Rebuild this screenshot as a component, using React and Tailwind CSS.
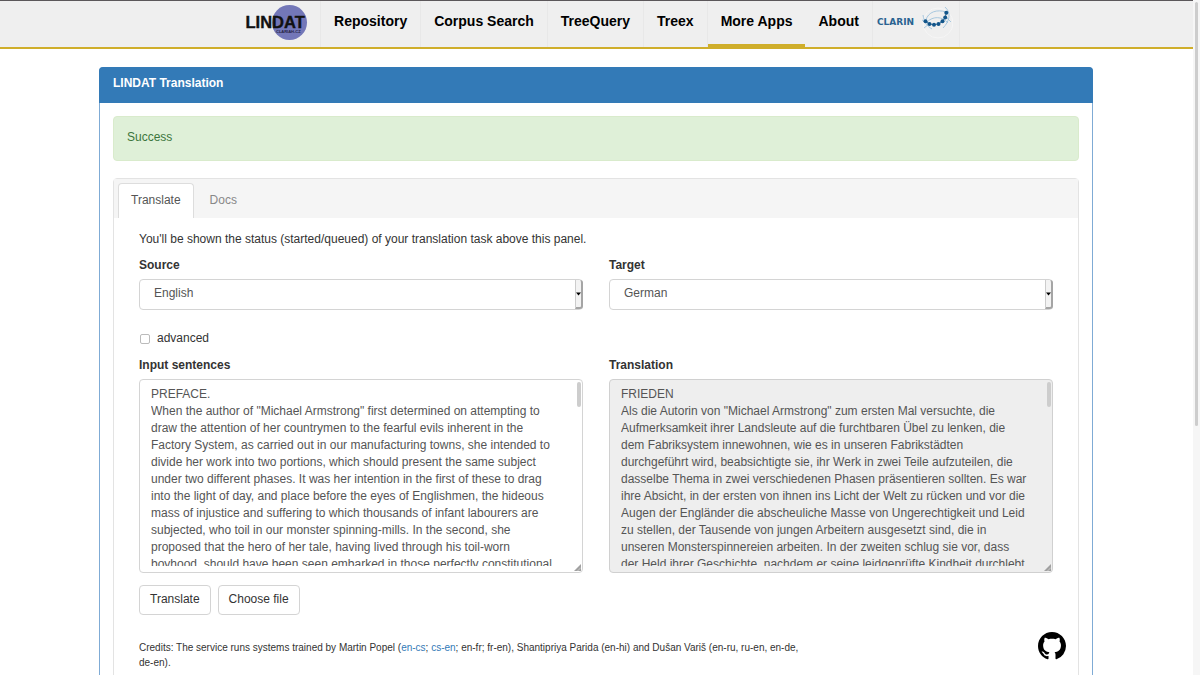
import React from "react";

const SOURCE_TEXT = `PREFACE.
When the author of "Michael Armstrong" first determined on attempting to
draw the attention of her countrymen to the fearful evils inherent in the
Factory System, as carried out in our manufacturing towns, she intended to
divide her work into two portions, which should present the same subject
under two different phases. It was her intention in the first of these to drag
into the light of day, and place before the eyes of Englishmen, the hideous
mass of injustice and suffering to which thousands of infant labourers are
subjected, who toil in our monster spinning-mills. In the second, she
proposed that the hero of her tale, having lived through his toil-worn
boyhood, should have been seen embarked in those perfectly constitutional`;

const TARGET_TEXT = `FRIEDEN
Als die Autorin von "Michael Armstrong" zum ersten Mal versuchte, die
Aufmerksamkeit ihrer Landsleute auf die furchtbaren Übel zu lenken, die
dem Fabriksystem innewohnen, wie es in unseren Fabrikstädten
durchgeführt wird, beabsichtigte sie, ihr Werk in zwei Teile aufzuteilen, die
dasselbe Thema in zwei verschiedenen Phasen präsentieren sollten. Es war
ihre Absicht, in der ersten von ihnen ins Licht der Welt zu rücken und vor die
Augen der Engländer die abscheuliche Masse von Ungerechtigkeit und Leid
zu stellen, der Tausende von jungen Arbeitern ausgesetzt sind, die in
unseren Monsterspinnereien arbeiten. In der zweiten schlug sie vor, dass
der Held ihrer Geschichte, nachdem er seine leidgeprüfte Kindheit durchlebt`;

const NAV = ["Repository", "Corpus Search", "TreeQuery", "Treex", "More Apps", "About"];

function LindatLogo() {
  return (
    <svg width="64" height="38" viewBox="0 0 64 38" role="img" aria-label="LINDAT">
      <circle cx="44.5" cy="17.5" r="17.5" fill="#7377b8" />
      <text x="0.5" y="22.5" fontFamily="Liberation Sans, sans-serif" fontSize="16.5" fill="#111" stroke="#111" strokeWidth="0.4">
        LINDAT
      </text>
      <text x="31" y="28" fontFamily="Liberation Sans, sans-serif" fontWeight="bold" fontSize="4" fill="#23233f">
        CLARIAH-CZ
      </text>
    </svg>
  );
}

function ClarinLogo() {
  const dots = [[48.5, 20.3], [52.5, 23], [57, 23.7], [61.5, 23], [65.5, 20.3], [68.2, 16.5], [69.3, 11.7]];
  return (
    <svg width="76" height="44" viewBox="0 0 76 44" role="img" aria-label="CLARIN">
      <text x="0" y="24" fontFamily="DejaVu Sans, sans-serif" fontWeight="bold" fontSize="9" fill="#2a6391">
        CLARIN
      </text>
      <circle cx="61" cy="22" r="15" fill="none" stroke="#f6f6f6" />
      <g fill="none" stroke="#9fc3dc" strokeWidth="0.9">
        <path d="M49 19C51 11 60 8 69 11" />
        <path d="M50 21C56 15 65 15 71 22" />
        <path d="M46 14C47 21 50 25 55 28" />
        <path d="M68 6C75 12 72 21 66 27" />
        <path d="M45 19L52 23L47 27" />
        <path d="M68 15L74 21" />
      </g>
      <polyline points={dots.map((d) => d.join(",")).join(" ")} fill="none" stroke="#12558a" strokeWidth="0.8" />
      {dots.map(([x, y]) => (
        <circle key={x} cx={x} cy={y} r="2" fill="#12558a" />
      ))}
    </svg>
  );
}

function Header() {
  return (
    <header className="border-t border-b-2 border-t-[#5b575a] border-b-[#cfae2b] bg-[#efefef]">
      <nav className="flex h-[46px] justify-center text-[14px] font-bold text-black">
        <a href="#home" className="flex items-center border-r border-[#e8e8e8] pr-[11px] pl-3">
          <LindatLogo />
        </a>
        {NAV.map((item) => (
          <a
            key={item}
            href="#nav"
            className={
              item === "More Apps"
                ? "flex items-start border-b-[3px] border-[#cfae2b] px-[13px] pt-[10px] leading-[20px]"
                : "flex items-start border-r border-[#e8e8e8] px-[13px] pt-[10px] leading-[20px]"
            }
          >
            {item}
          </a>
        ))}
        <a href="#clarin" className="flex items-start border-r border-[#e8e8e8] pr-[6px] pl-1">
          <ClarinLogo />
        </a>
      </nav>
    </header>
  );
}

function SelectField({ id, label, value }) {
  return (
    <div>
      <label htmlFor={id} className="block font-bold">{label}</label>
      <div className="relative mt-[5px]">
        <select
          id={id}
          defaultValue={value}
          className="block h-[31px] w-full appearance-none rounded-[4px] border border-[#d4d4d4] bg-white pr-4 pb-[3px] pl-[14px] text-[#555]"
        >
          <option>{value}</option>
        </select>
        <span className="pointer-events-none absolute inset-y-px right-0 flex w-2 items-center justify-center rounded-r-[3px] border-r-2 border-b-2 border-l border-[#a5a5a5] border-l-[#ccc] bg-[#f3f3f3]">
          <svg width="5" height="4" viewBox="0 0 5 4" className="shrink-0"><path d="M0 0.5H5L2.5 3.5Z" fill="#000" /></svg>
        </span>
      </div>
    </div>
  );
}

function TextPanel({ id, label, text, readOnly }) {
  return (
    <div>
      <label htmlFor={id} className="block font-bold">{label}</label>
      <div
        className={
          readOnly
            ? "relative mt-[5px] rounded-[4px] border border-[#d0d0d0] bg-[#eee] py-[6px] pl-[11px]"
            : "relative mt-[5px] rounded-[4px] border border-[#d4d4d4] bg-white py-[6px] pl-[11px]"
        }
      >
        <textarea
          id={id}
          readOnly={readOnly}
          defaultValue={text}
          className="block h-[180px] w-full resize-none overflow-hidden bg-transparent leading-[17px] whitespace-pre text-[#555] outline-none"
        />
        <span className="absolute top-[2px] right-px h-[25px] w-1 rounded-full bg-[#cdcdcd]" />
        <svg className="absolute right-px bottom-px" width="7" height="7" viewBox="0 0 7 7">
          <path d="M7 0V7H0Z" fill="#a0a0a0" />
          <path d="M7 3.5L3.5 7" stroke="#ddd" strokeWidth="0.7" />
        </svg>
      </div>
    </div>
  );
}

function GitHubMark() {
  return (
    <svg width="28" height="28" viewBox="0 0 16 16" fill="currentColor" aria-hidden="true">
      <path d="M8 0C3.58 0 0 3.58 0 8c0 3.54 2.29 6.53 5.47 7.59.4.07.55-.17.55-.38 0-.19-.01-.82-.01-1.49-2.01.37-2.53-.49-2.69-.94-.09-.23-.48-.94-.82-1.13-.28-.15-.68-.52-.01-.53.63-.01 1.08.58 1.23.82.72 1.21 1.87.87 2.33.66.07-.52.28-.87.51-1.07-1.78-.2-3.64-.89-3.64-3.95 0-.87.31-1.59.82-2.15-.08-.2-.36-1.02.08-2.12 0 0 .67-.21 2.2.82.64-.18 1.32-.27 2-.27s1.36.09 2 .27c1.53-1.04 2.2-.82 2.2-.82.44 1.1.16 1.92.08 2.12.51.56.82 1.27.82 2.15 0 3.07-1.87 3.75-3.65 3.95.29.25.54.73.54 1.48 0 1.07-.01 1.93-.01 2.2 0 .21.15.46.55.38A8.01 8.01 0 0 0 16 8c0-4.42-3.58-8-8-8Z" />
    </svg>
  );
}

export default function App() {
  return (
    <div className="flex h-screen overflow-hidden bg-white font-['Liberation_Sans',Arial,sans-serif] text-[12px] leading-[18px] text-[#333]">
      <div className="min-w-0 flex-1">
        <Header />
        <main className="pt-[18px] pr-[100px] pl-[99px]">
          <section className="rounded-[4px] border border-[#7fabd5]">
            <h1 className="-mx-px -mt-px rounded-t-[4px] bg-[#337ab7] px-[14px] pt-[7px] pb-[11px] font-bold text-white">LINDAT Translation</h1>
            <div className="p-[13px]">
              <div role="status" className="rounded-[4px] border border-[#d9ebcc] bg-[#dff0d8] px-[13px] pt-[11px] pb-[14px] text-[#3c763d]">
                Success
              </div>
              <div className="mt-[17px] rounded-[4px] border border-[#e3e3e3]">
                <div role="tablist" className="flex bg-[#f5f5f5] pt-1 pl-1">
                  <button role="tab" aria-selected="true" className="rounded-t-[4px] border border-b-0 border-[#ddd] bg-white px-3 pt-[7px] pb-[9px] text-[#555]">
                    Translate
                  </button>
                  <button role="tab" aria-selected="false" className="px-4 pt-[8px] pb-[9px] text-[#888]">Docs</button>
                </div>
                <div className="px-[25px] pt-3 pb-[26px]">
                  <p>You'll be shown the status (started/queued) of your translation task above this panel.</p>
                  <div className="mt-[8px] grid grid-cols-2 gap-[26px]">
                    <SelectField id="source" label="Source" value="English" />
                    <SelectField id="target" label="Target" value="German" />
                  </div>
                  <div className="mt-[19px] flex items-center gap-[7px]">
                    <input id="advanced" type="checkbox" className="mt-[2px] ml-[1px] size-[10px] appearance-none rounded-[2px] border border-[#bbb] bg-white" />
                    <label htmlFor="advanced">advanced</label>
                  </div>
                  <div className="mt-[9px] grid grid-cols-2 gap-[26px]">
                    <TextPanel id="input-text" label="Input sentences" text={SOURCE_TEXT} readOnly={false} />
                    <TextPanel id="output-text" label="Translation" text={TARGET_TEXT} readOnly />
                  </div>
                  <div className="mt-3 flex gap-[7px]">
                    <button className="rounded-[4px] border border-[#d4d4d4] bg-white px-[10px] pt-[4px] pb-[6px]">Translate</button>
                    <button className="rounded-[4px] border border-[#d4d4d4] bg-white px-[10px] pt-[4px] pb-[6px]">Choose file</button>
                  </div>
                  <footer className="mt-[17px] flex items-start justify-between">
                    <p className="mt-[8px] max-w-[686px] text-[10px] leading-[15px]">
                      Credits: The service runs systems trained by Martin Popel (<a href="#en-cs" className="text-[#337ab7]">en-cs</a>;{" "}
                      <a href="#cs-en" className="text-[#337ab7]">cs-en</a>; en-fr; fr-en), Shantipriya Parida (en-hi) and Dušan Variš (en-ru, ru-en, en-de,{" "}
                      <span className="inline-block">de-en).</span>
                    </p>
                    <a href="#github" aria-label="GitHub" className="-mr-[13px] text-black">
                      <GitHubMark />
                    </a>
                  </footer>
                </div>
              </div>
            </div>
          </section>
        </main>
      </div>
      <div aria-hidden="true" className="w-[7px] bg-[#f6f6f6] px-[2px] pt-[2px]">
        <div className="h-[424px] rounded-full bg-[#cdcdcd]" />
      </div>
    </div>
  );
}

# Directive
Return nothing but the lines running from the start of the data to the line with "import React from", please, both ends included and no pictures.

# Answer below
Rebuild this screenshot as a component, using React and Tailwind CSS.
import React from "react";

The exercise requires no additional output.